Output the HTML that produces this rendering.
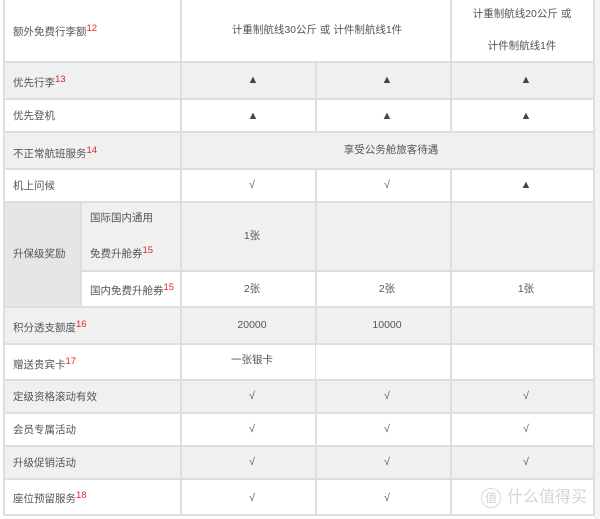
<!DOCTYPE html>
<html><head><meta charset="utf-8"><style>
body{margin:0;width:600px;height:519px;background:#fff;position:relative;overflow:hidden;font-family:"Liberation Sans","Noto Sans CJK SC",sans-serif;font-size:10.5px;color:#555}
.b{position:absolute}
.h{position:absolute;height:2px;background:#dedede}
.v{position:absolute;width:2px;background:#dedede}
.t{position:absolute;white-space:nowrap;line-height:14px}
.c{transform:translateX(-50%)}
sup{color:#e0242a;font-size:9.5px;vertical-align:4px;line-height:0}
.tri{font-size:11px;color:#444}
</style></head><body>
<div class="b" style="left:4px;top:62px;width:590px;height:37px;background:#f0f0f0"></div>
<div class="b" style="left:4px;top:132px;width:590px;height:37px;background:#f0f0f0"></div>
<div class="b" style="left:4px;top:201px;width:590px;height:70px;background:#f0f0f0"></div>
<div class="b" style="left:4px;top:201px;width:77px;height:106px;background:#e6e6e6"></div>
<div class="b" style="left:4px;top:307px;width:590px;height:37px;background:#f0f0f0"></div>
<div class="b" style="left:4px;top:380px;width:590px;height:33px;background:#f0f0f0"></div>
<div class="b" style="left:4px;top:446px;width:590px;height:33px;background:#f0f0f0"></div>
<div class="b" style="left:594px;top:0;width:6px;height:519px;background:#f3f3f3"></div>
<div class="h" style="left:4px;top:61px;width:590px"></div>
<div class="h" style="left:4px;top:98px;width:590px"></div>
<div class="h" style="left:4px;top:131px;width:590px"></div>
<div class="h" style="left:4px;top:168px;width:590px"></div>
<div class="h" style="left:4px;top:201px;width:590px"></div>
<div class="h" style="left:81px;top:270px;width:513px"></div>
<div class="h" style="left:4px;top:306px;width:590px"></div>
<div class="h" style="left:4px;top:343px;width:590px"></div>
<div class="h" style="left:4px;top:379px;width:590px"></div>
<div class="h" style="left:4px;top:412px;width:590px"></div>
<div class="h" style="left:4px;top:445px;width:590px"></div>
<div class="h" style="left:4px;top:478px;width:590px"></div>
<div class="h" style="left:4px;top:514px;width:590px"></div>
<div class="v" style="left:3px;top:0;height:516px"></div>
<div class="v" style="left:180px;top:0;height:516px"></div>
<div class="v" style="left:315px;top:62px;height:70px"></div>
<div class="v" style="left:315px;top:168px;height:176px"></div>
<div class="v" style="left:315px;top:380px;height:136px"></div>
<div class="b" style="left:315px;top:344px;width:1px;height:36px;background:#dedede"></div>
<div class="v" style="left:450px;top:0;height:132px"></div>
<div class="v" style="left:450px;top:168px;height:348px"></div>
<div class="v" style="left:80px;top:201px;height:106px"></div>
<div class="v" style="left:593px;top:0;height:516px"></div>
<div class="t" style="left:13px;top:25px">额外免费行李额<sup>12</sup></div>
<div class="t" style="left:13px;top:76px">优先行李<sup>13</sup></div>
<div class="t" style="left:13px;top:109px">优先登机</div>
<div class="t" style="left:13px;top:147px">不正常航班服务<sup>14</sup></div>
<div class="t" style="left:13px;top:179px">机上问候</div>
<div class="t" style="left:13px;top:247px">升保级奖励</div>
<div class="t" style="left:90px;top:211px">国际国内通用</div>
<div class="t" style="left:90px;top:247px">免费升舱券<sup>15</sup></div>
<div class="t" style="left:90px;top:284px">国内免费升舱券<sup>15</sup></div>
<div class="t" style="left:13px;top:321px">积分透支额度<sup>16</sup></div>
<div class="t" style="left:13px;top:358px">赠送贵宾卡<sup>17</sup></div>
<div class="t" style="left:13px;top:390px">定级资格滚动有效</div>
<div class="t" style="left:13px;top:423px">会员专属活动</div>
<div class="t" style="left:13px;top:456px">升级促销活动</div>
<div class="t" style="left:13px;top:492px">座位预留服务<sup>18</sup></div>
<div class="t c" style="left:317px;top:23px">计重制航线30公斤 或 计件制航线1件</div>
<div class="t c" style="left:522px;top:7px">计重制航线20公斤 或</div>
<div class="t c" style="left:522px;top:39px">计件制航线1件</div>
<div class="t c tri" style="left:253px;top:73px">▲</div>
<div class="t c tri" style="left:387px;top:73px">▲</div>
<div class="t c tri" style="left:526px;top:73px">▲</div>
<div class="t c tri" style="left:253px;top:109px">▲</div>
<div class="t c tri" style="left:387px;top:109px">▲</div>
<div class="t c tri" style="left:526px;top:109px">▲</div>
<div class="t c" style="left:391px;top:143px">享受公务舱旅客待遇</div>
<div class="t c" style="left:252px;top:178px">√</div>
<div class="t c" style="left:387px;top:178px">√</div>
<div class="t c tri" style="left:526px;top:178px">▲</div>
<div class="t c" style="left:252px;top:229px">1张</div>
<div class="t c" style="left:252px;top:282px">2张</div>
<div class="t c" style="left:387px;top:282px">2张</div>
<div class="t c" style="left:526px;top:282px">1张</div>
<div class="t c" style="left:252px;top:318px">20000</div>
<div class="t c" style="left:387px;top:318px">10000</div>
<div class="t c" style="left:252px;top:353px">一张银卡</div>
<div class="t c" style="left:252px;top:389px">√</div>
<div class="t c" style="left:387px;top:389px">√</div>
<div class="t c" style="left:526px;top:389px">√</div>
<div class="t c" style="left:252px;top:422px">√</div>
<div class="t c" style="left:387px;top:422px">√</div>
<div class="t c" style="left:526px;top:422px">√</div>
<div class="t c" style="left:252px;top:455px">√</div>
<div class="t c" style="left:387px;top:455px">√</div>
<div class="t c" style="left:526px;top:455px">√</div>
<div class="t c" style="left:252px;top:491px">√</div>
<div class="t c" style="left:387px;top:491px">√</div>
<div class="b" style="left:481px;top:488px;width:18px;height:18px;border:1.5px solid #d8d8d8;border-radius:50%;color:#d0d0d0;font-size:12px;line-height:18px;text-align:center">值</div>
<div class="t" style="left:507px;top:487px;font-size:16px;line-height:22px;color:#d5d5d5">什么值得买</div>
</body></html>
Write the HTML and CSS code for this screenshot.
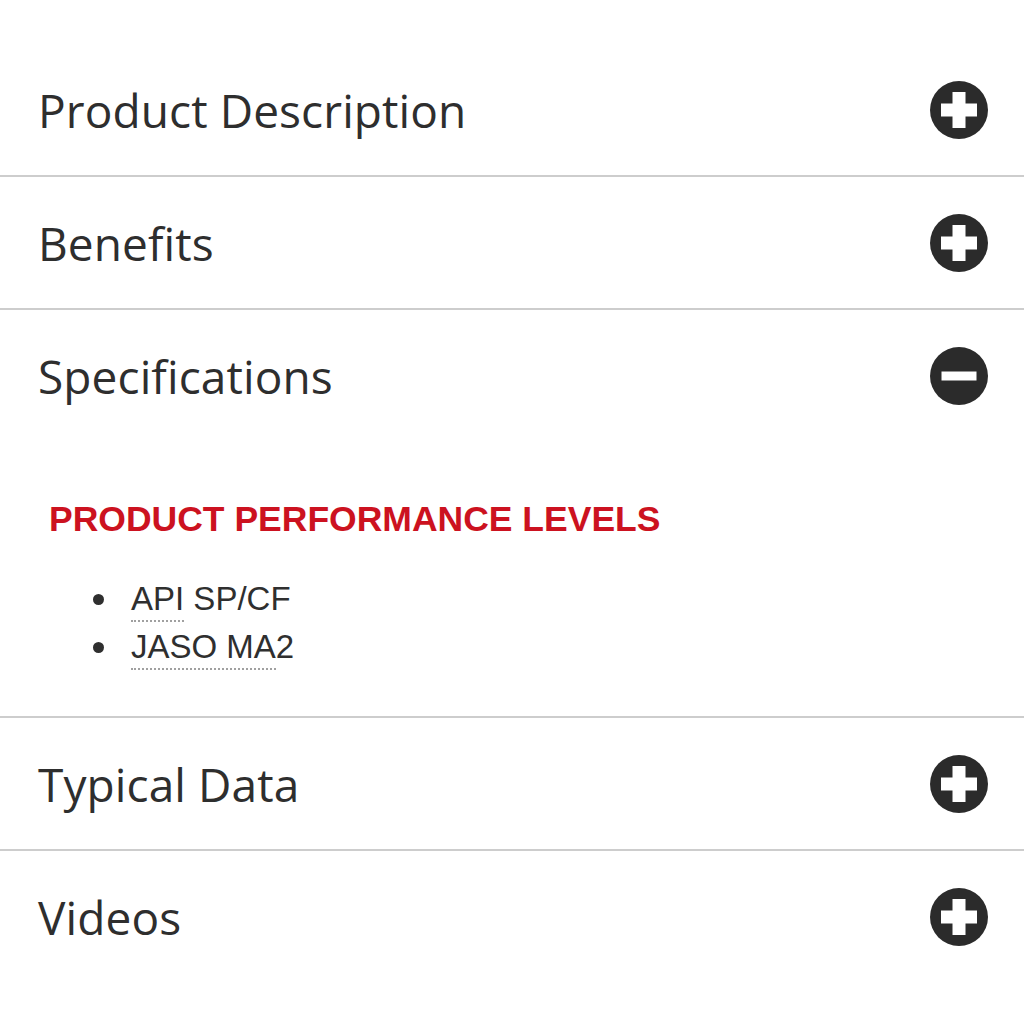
FILE: index.html
```html
<!DOCTYPE html>
<html>
<head>
<meta charset="utf-8">
<link rel="stylesheet" href="styles.css">
</head>
<body>
<div class="accordion">
  <div class="item">
    <div class="head"><span class="title">Product Description</span>
      <svg class="icon" viewBox="0 0 58 58"><circle cx="29" cy="29" r="29" fill="#2b2b2b"/><rect x="11" y="22.5" width="36" height="13" fill="#fff"/><rect x="22.5" y="11" width="13" height="36" fill="#fff"/></svg>
    </div>
  </div>
  <div class="item">
    <div class="head"><span class="title">Benefits</span>
      <svg class="icon" viewBox="0 0 58 58"><circle cx="29" cy="29" r="29" fill="#2b2b2b"/><rect x="11" y="22.5" width="36" height="13" fill="#fff"/><rect x="22.5" y="11" width="13" height="36" fill="#fff"/></svg>
    </div>
  </div>
  <div class="item">
    <div class="head"><span class="title">Specifications</span>
      <svg class="icon" viewBox="0 0 58 58"><circle cx="29" cy="29" r="29" fill="#2b2b2b"/><rect x="11.5" y="24.5" width="35" height="9" fill="#fff"/></svg>
    </div>
    <div class="body">
      <h3 class="levels">PRODUCT PERFORMANCE LEVELS</h3>
      <ul class="specs">
        <li><span><span class="abbr">API</span> SP/CF</span></li>
        <li><span><span class="abbr">JASO MA</span>2</span></li>
      </ul>
    </div>
  </div>
  <div class="item">
    <div class="head"><span class="title">Typical Data</span>
      <svg class="icon" viewBox="0 0 58 58"><circle cx="29" cy="29" r="29" fill="#2b2b2b"/><rect x="11" y="22.5" width="36" height="13" fill="#fff"/><rect x="22.5" y="11" width="13" height="36" fill="#fff"/></svg>
    </div>
  </div>
  <div class="item last">
    <div class="head"><span class="title">Videos</span>
      <svg class="icon" viewBox="0 0 58 58"><circle cx="29" cy="29" r="29" fill="#2b2b2b"/><rect x="11" y="22.5" width="36" height="13" fill="#fff"/><rect x="22.5" y="11" width="13" height="36" fill="#fff"/></svg>
    </div>
  </div>
</div>
</body>
</html>
```
FILE: styles.css
```css
html, body {
  margin: 0;
  padding: 0;
  background: #fff;
}
.accordion {
  padding-top: 44px;
}
.item {
  border-bottom: 2px solid #cdcdcd;
}
.item.last {
  border-bottom: none;
}
.head {
  height: 131px;
  display: flex;
  align-items: center;
  justify-content: space-between;
  padding: 0 36px 0 38px;
}
.title {
  font-family: "Open Sans", sans-serif;
  font-size: 46px;
  font-weight: 390;
  letter-spacing: 0.1px;
  color: #2e2e2e;
}
.icon {
  width: 58px;
  height: 58px;
  display: block;
}
.body {
  height: 275px;
  box-sizing: border-box;
  padding: 58px 0 0 49px;
  font-family: "Liberation Sans", Arial, sans-serif;
}
.levels {
  margin: 0;
  font-size: 35.5px;
  line-height: 40px;
  font-weight: 700;
  color: #cc1220;
}
.specs {
  margin: 36px 0 0 0;
  padding: 0 0 0 44px;
  font-size: 33px;
  line-height: 48px;
  color: #2f2f2f;
  list-style: none;
}
.specs li {
  display: flex;
  align-items: center;
  gap: 27px;
}
.specs li::before {
  content: "";
  width: 11px;
  height: 11px;
  border-radius: 50%;
  background: #2f2f2f;
  flex: none;
}
.abbr {
  padding-bottom: 3px;
  border-bottom: 2px dotted #a0a0a0;
}
```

» Exercise goal:
The required answer is a single number: the count of lines in the entries that hold the string "this".

» Output of the task:
2